* [Instructions to follow] Please print exactly the lines below, from the start of the material up to and including the line with "string; sym?: string;", but none of the pictures.

——

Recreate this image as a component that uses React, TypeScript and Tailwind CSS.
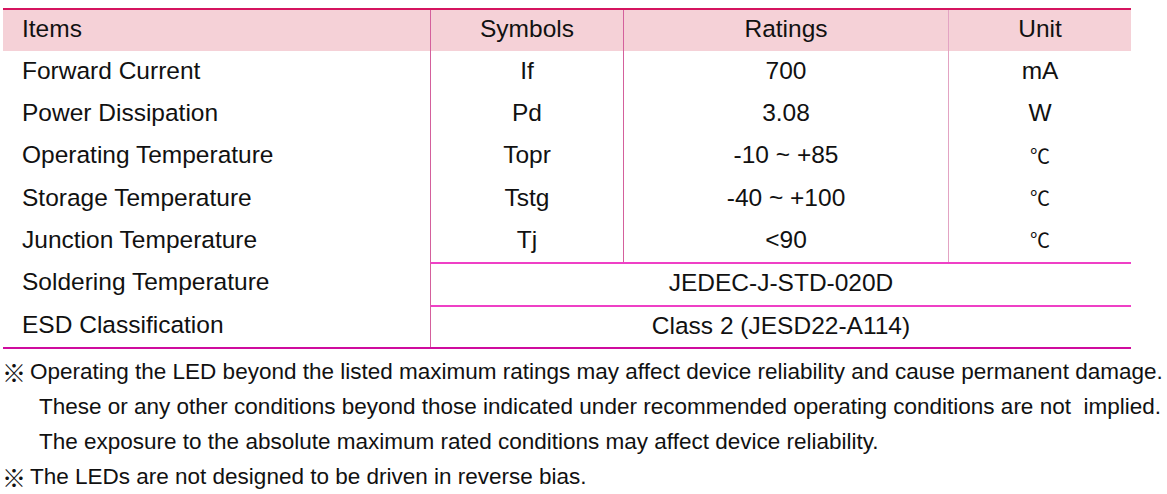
import React from "react";

const font = { fontFamily: '"Liberation Sans", Arial, "Noto Sans CJK JP", sans-serif' };

type Row = { item: string; sym?: string; rating: string; unit?: string };

const rows: Row[] = [
  { item: "Forward Current", sym: "If", rating: "700", unit: "mA" },
  { item: "Power Dissipation", sym: "Pd", rating: "3.08", unit: "W" },
  { item: "Operating Temperature", sym: "Topr", rating: "-10 ~ +85", unit: "℃" },
  { item: "Storage Temperature", sym: "Tstg", rating: "-40 ~ +100", unit: "℃" },
  { item: "Junction Temperature", sym: "Tj", rating: "<90", unit: "℃" },
  { item: "Soldering Temperature", rating: "JEDEC-J-STD-020D" },
  { item: "ESD Classification", rating: "Class 2 (JESD22-A114)" },
];

function Unit({ u }: { u: string }) {
  if (u === "℃") {
    return (
      <span className="text-[20px]" style={{ fontFamily: '"Noto Sans CJK JP", "Liberation Sans", sans-serif' }}>
        ℃
      </span>
    );
  }
  return <span>{u}</span>;
}

const mark = { fontFamily: '"Noto Sans CJK JP", sans-serif' };

export default function App() {
  return (
    <div className="bg-white w-[1167px] h-[494px] overflow-hidden text-[#111]" style={font}>
      <div className="pt-[8px] pl-[3px] w-[1131px]">
        <div className="border-t-2 border-[#d5145f]">
          <div className="flex h-[41px] bg-[#f5d1d7] text-[24.5px]">
            <div className="w-[427px] pl-[19px] pb-[3px] flex items-center">Items</div>
            <div className="w-[193px] border-l border-[#d4609c] pb-[3px] flex items-center justify-center">Symbols</div>
            <div className="w-[325px] border-l border-[#d4609c] pb-[3px] flex items-center justify-center">Ratings</div>
            <div className="flex-1 border-l border-[#e3a3c3] pb-[3px] flex items-center justify-center">Unit</div>
          </div>
          {rows.map((r, i) =>
            r.sym ? (
              <div key={i} className="flex h-[42.3px] text-[24.5px]">
                <div className="w-[427px] pl-[19px] pb-[2px] flex items-center">{r.item}</div>
                <div className="w-[193px] border-l border-[#d4609c] pb-[2px] flex items-center justify-center">{r.sym}</div>
                <div className="w-[325px] border-l border-[#d4609c] pb-[2px] flex items-center justify-center">{r.rating}</div>
                <div className="flex-1 border-l border-[#e3a3c3] pb-[2px] flex items-center justify-center">
                  <Unit u={r.unit ?? ""} />
                </div>
              </div>
            ) : (
              <div key={i} className="flex h-[42.3px] text-[24.5px]">
                <div className="w-[427px] pl-[19px] pb-[2px] flex items-center">{r.item}</div>
                <div className="flex-1 border-l border-[#d4609c] border-t-[2.5px] border-t-[#ef40c6] pb-[2px] flex items-center justify-center">
                  {r.rating}
                </div>
              </div>
            )
          )}
          <div className="h-[2px] bg-[#cf0c9e]" />
        </div>
      </div>
      <div className="mt-[5px] text-[22.5px] leading-[35px] whitespace-nowrap">
        <div className="flex items-center">
          <span className="w-[30px] pl-[2px] text-[24px] leading-[35px]" style={mark}>※</span>
          <span>Operating the LED beyond the listed maximum ratings may affect device reliability and cause permanent damage.</span>
        </div>
        <div className="pl-[39px]">
          These or any other conditions beyond those indicated under recommended operating conditions are not&nbsp; implied.
        </div>
        <div className="pl-[39px]">The exposure to the absolute maximum rated conditions may affect device reliability.</div>
        <div className="flex items-center">
          <span className="w-[30px] pl-[2px] text-[24px] leading-[35px]" style={mark}>※</span>
          <span>The LEDs are not designed to be driven in reverse bias.</span>
        </div>
      </div>
    </div>
  );
}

——

* [Task solution]
Recreate this image as a component that uses React, TypeScript and Tailwind CSS.
import React from "react";

const font = { fontFamily: '"Liberation Sans", Arial, "Noto Sans CJK JP", sans-serif' };

type Row = { item: string; sym?: string; rating: string; unit?: string };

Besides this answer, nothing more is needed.